A Night in Peachtree Battle

A blurry night from the west side of Atlanta. Photo by me, 2011.


It was likely fifteen years ago that a friend and I gave three women in their early twenties a ride home at the end of the night as Swinging Richards pushed us out the door into the parking lot on Northside Drive. This was well before that neighborhood began to gentrify and like every place from urban to rural, there are potential dangers in the darkness. The women waited on a taxi that was never coming in the chilly hours of an early spring morning. We offered them a ride and they accepted without hesitation – maybe it was the alcohol or we looked like two harmless skinny gay guys that they outnumbered.

When we arrived at their small apartment building, tucked down a street somewhere in Peachtree Battle, they invited us in for drinks. It was after three in the morning and this was not uncommon for us to either host an after hours drink for friends and strangers or to be invited to an after hours party that might go past sunrise. These gatherings were unpredictable and it was impossible tell in advance how these things might go or spin out of control as many had. The later and more intoxicated people became it increased the chances of a girl named Britney grabbing you by the arm and attempting to drag you into a pink tiled bathroom of a brick ranch in Scottdale to make out, even if you are gay guy - true story, but I did escape before she closed the door.

Drinks were poured that night in Peachtree Battle and the standard introductions made. It was a large, open studio apartment with exposed brick walls, moody lighting and furniture purchased on credit cards at Pottery Barn. The decor was very of-the-moment and the apartment smelled like a candle shop at the mall. I remember none of the names the women gave, but I had tossed out my regular fake name of Eric. It was believable, I thought I kind of resembled my idea of what an Eric should look like with dark brown bangs, blue eyes and a thirty inch waist. I was one of those people that blended in with the furniture at any type of event or place from coffee shops to hotel lobbies or buying a fishing license at an Alabama Walmart.

Conversation pitched back and forth like a row boat on a windy day and one of the women and I had the oars. We had hit it off and not too long after she said she had something to show me. She was excited and I was nervous about what she meant. She stood and motioned for me to come with her. I rose and she grabbed my hand, intertwining her fingers in mine. I was nervous like I was as a young boy on a date in junior high seeing a movie at the Paulding Plaza. She pulled me to the bedroom area of the place behind a shoji screen and turned on a lamp. None of the others talked behind us as they became spectators or at least the eyes in the back of my head assumed they watched.

She and I faced a wall from the foot of her bed. She raised her left and arm and pointed. With pride she asked me what I thought. Relief glistened on my forehead as I stared at a modern art painting. It was a swirl of colors from every flavor of Ben & Jerry's or the condiment aisle at Publix. I did that move that I do when I do not know what I am looking at or what to say: I tilt my head to the side, un-focus my eyes and bite my lower lip - the built-in thesaurus for adjectives in my head works better in that transcendental state.
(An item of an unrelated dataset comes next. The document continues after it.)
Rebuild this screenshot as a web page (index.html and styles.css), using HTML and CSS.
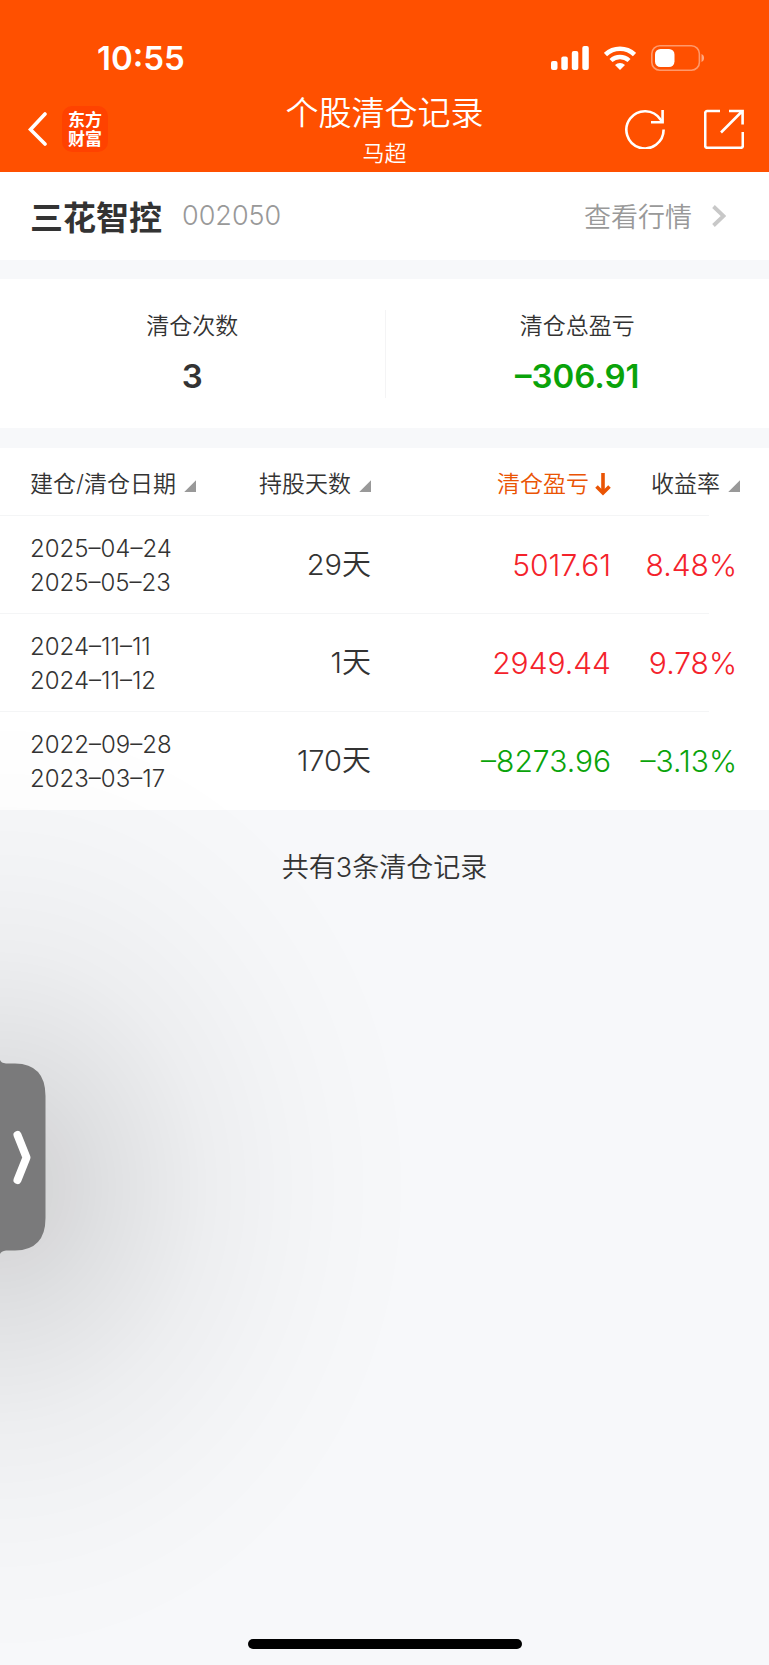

Before I could settle on a specific word she said it was a certain painter from Atlanta that I did not know at the time. She was proud of her purchase and probably paid a lot of money for it. The name was spoken like I was supposed to know this painter and should be jealous and honored to be so close to one of his paintings.

Pages flipped in my mind and the best I could do was to say that the painting was beautiful. I gave the most generic response and even my Eric-fake-name-generated-enthusiasm could not achieve the tone of believability.

She released my hand. The budding bond of after hours kinship fueled on the vapors of alcohol evaporated.

She must have expected a different reaction like I was to get on my knees and tears were to stream down my cheeks. It was only a few minutes ago that all of us were giving dollars bills to male strippers pretending to be firemen, cowboys and fantasies of flesh that could be rented in the back if you had enough cash or remembered your ATM pin number. My mind had not transitioned from that scene to the art scene with delicate brushstrokes.

I again said it was very nice, thanked her for showing it to me and returned to the group.

The conversation lost its momentum and we made our exit from the artificial pear and cinnamon candle scented Peachtree Battle apartment.

Beauty in all its forms from the arts or the natural environment to naked strippers is personal and subjective. Offense taken when someone disagrees or politely declines to share your enthusiasm is immature. I love the most distorted and twisted paintings of Kandinsky, but I can surely understand if someone thinks it is a joke or depicting the great battle of the jellyfish versus the emaciated storks. Many may not share my love for Goldfrapp's Felt Mountain either or get as excited about the films of Tarkovsky and that is perfectly okay. The world would be a boring and humorless dystopia if we were all in lockstep, drove Volvos and hummed along to the latest computer generated number one pop hit.